[START OF DATASET EXCERPT]
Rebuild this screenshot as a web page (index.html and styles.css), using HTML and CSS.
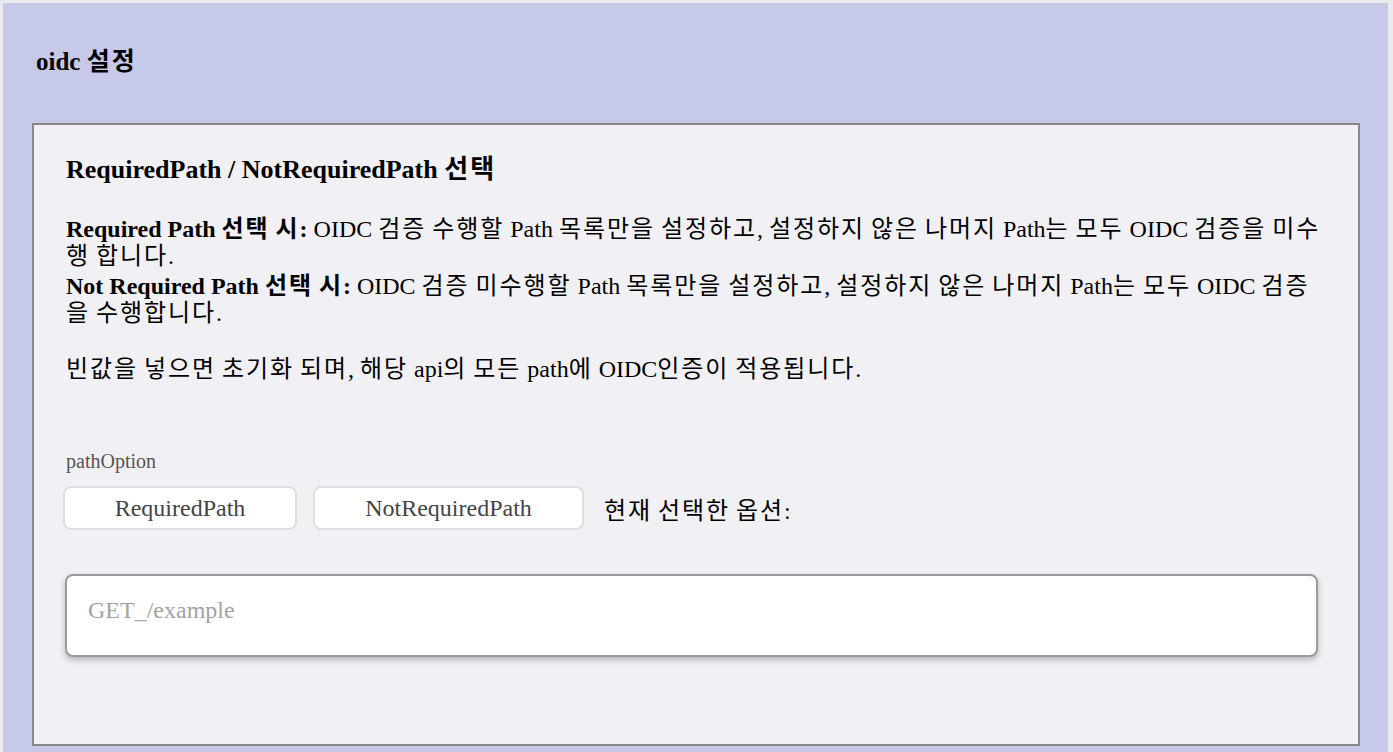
FILE: index.html
```html
<!DOCTYPE html>
<html lang="ko">
<head>
    <meta charset="UTF-8">
    <meta name="viewport" content="width=device-width, initial-scale=1.0">
    <title>oidc 설정</title>
    <link rel="stylesheet" href="styles.css">
</head>
<body>
    <div class="panel">
        <h2 class="title">oidc <span class="ko">설정</span></h2>
        <div class="card">
            <h3 class="card-title">RequiredPath / NotRequiredPath <span class="ko">선택</span></h3>
            <div class="desc">
                <p><strong>Required Path <span class="ko">선택 시</span>:</strong> OIDC <span class="ko">검증 수행할</span> Path <span class="ko">목록만을 설정하고</span>, <span class="ko">설정하지 않은 나머지</span> Path<span class="ko">는 모두</span> OIDC <span class="ko">검증을 미수행 합니다</span>.</p>
                <p class="second"><strong>Not Required Path <span class="ko">선택 시</span>:</strong> OIDC <span class="ko">검증 미수행할</span> Path <span class="ko">목록만을 설정하고</span>, <span class="ko">설정하지 않은 나머지</span> Path<span class="ko">는 모두</span> OIDC <span class="ko">검증을 수행합니다</span>.</p>
                <p class="note"><span class="ko">빈값을 넣으면 초기화 되며</span>, <span class="ko">해당</span> api<span class="ko">의 모든</span> path<span class="ko">에</span> OIDC<span class="ko">인증이 적용됩니다</span>.</p>
            </div>

            <div class="field-label">pathOption</div>
            <div class="options">
                <button type="button" class="option-btn btn-required">RequiredPath</button>
                <button type="button" class="option-btn btn-not-required">NotRequiredPath</button>
                <span class="current"><span class="ko">현재 선택한 옵션</span>:</span>
            </div>

            <textarea class="path-input" placeholder="GET_/example"></textarea>
        </div>
    </div>
</body>
</html>
```

FILE: styles.css
```css
body {
    font-family: 'Liberation Serif', 'Noto Sans CJK KR', serif;
    margin: 3px 5px 0 3px;
    background-color: #ebebef;
    color: #000;
}
/* hangul runs: the CJK fallback is narrower than the original font */
.ko {
    letter-spacing: 0.08em;
    word-spacing: -0.08em;
}
.panel {
    background-color: #c6c9e8;
    padding: 0 28px 6px 29px;
}
.title {
    font-size: 25px;
    font-weight: 700;
    line-height: 30px;
    margin: 0 0 46px 4px;
    padding-top: 44px;
}
.card {
    background-color: #f1f0f5;
    border: 2px solid #878787;
    padding: 30px 30px 87px 32px;
}
.card-title {
    font-size: 26px;
    font-weight: 700;
    line-height: 30px;
    margin: 0 0 31px 0;
}
.desc p {
    font-size: 24px;
    line-height: 27px;
    margin: 0;
}
.desc .second {
    margin-top: 3px;
}
.desc .note {
    margin-top: 29px;
}
.field-label {
    font-size: 20px;
    line-height: 23px;
    color: #555;
    margin-top: 67px;
}
.options {
    display: flex;
    align-items: center;
    margin-top: 13px;
    margin-left: -3px;
}
.option-btn {
    font-family: inherit;
    font-size: 24px;
    color: #444;
    background-color: #fff;
    border: 2px solid #dedede;
    border-radius: 8px;
    height: 44px;
    padding: 0;
    margin-right: 16px;
}
.btn-required {
    width: 234px;
}
.btn-not-required {
    width: 271px;
    margin-right: 20px;
}
.current {
    font-size: 24px;
}
.path-input {
    display: block;
    box-sizing: border-box;
    width: calc(100% - 9px);
    height: 83px;
    margin: 44px 0 0 -1px;
    padding: 20px 21px;
    font-family: inherit;
    font-size: 24px;
    line-height: 28px;
    border: 2px solid #9a9a9a;
    border-radius: 8px;
    background-color: #fff;
    box-shadow: 0 3px 6px rgba(0, 0, 0, 0.25);
    resize: none;
    outline: none;
}
.path-input::placeholder {
    color: #a3a3a3;
}
```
[END OF DATASET EXCERPT]
### WHAT IS EXPECTED:
Reproduce the material in its entirety and word for word, without the pictures.

### EXPECTED ANSWER:
Rebuild this screenshot as a web page (index.html and styles.css), using HTML and CSS.
FILE: index.html
```html
<!DOCTYPE html>
<html lang="ko">
<head>
    <meta charset="UTF-8">
    <meta name="viewport" content="width=device-width, initial-scale=1.0">
    <title>oidc 설정</title>
    <link rel="stylesheet" href="styles.css">
</head>
<body>
    <div class="panel">
        <h2 class="title">oidc <span class="ko">설정</span></h2>
        <div class="card">
            <h3 class="card-title">RequiredPath / NotRequiredPath <span class="ko">선택</span></h3>
            <div class="desc">
                <p><strong>Required Path <span class="ko">선택 시</span>:</strong> OIDC <span class="ko">검증 수행할</span> Path <span class="ko">목록만을 설정하고</span>, <span class="ko">설정하지 않은 나머지</span> Path<span class="ko">는 모두</span> OIDC <span class="ko">검증을 미수행 합니다</span>.</p>
                <p class="second"><strong>Not Required Path <span class="ko">선택 시</span>:</strong> OIDC <span class="ko">검증 미수행할</span> Path <span class="ko">목록만을 설정하고</span>, <span class="ko">설정하지 않은 나머지</span> Path<span class="ko">는 모두</span> OIDC <span class="ko">검증을 수행합니다</span>.</p>
                <p class="note"><span class="ko">빈값을 넣으면 초기화 되며</span>, <span class="ko">해당</span> api<span class="ko">의 모든</span> path<span class="ko">에</span> OIDC<span class="ko">인증이 적용됩니다</span>.</p>
            </div>

            <div class="field-label">pathOption</div>
            <div class="options">
                <button type="button" class="option-btn btn-required">RequiredPath</button>
                <button type="button" class="option-btn btn-not-required">NotRequiredPath</button>
                <span class="current"><span class="ko">현재 선택한 옵션</span>:</span>
            </div>

            <textarea class="path-input" placeholder="GET_/example"></textarea>
        </div>
    </div>
</body>
</html>
```

FILE: styles.css
```css
body {
    font-family: 'Liberation Serif', 'Noto Sans CJK KR', serif;
    margin: 3px 5px 0 3px;
    background-color: #ebebef;
    color: #000;
}
/* hangul runs: the CJK fallback is narrower than the original font */
.ko {
    letter-spacing: 0.08em;
    word-spacing: -0.08em;
}
.panel {
    background-color: #c6c9e8;
    padding: 0 28px 6px 29px;
}
.title {
    font-size: 25px;
    font-weight: 700;
    line-height: 30px;
    margin: 0 0 46px 4px;
    padding-top: 44px;
}
.card {
    background-color: #f1f0f5;
    border: 2px solid #878787;
    padding: 30px 30px 87px 32px;
}
.card-title {
    font-size: 26px;
    font-weight: 700;
    line-height: 30px;
    margin: 0 0 31px 0;
}
.desc p {
    font-size: 24px;
    line-height: 27px;
    margin: 0;
}
.desc .second {
    margin-top: 3px;
}
.desc .note {
    margin-top: 29px;
}
.field-label {
    font-size: 20px;
    line-height: 23px;
    color: #555;
    margin-top: 67px;
}
.options {
    display: flex;
    align-items: center;
    margin-top: 13px;
    margin-left: -3px;
}
.option-btn {
    font-family: inherit;
    font-size: 24px;
    color: #444;
    background-color: #fff;
    border: 2px solid #dedede;
    border-radius: 8px;
    height: 44px;
    padding: 0;
    margin-right: 16px;
}
.btn-required {
    width: 234px;
}
.btn-not-required {
    width: 271px;
    margin-right: 20px;
}
.current {
    font-size: 24px;
}
.path-input {
    display: block;
    box-sizing: border-box;
    width: calc(100% - 9px);
    height: 83px;
    margin: 44px 0 0 -1px;
    padding: 20px 21px;
    font-family: inherit;
    font-size: 24px;
    line-height: 28px;
    border: 2px solid #9a9a9a;
    border-radius: 8px;
    background-color: #fff;
    box-shadow: 0 3px 6px rgba(0, 0, 0, 0.25);
    resize: none;
    outline: none;
}
.path-input::placeholder {
    color: #a3a3a3;
}
```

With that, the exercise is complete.